The process of prototype, user testing and analysis cycled through several iterations and different sections of the new recommendation tool. With each iteration, our user tests (comprised of different people each time) got faster and faster. Meaning the UI was getting better and quicker to pick up. Some of the best moments came as even first time advisor admins, with no financial familiarity or training, were able to complete fairly complex tasks rather easily.
I think outside of the successful user tests, advisor and leadership praise, one of my favorite outcomes of this project was to see other teams starting to incorporate the methods and activities used throughout this project.
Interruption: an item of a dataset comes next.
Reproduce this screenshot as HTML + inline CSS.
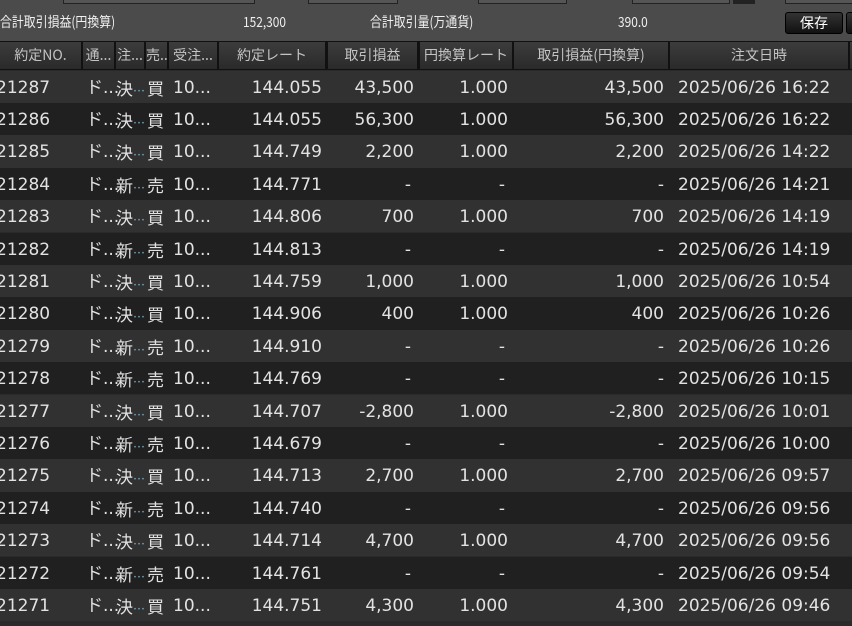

I'll never forget walking into a meeting room on another floor and seeing another team's scenario mapping session still spread-out all over the room.
We not only built a great replacement to a key legacy business tool, but also introduced the organization to the benefits of a collaborative, user centric, design thinking approach to solving big issues.
I‘m a Fort Worth based Product/UX Designer with ten years experience conceptualizing and crafting digital products.
Through that time, no matter the project, I’ve found that there are two constants that determine a successful project; collaboration and user input. If not directly, then indirectly through a multitude of project “hacks” that can achieve the same results. As long as all involved are iterating towards the same goal, and said goal is beneficial for the person actually using it, your project will be amazing.
Currently, I’m on the e-commerce team at Pier 1 working to strategically solve business objectives while also creating ideal experiences for our customers.
Previously, I was at First Command Financial Planning firm and a freelance contractor before that. At both stops I served in a designer role, facilitating concepts, prototyping, and crafting beautifully functional UIs with a little bit of html/css work thrown in good measure.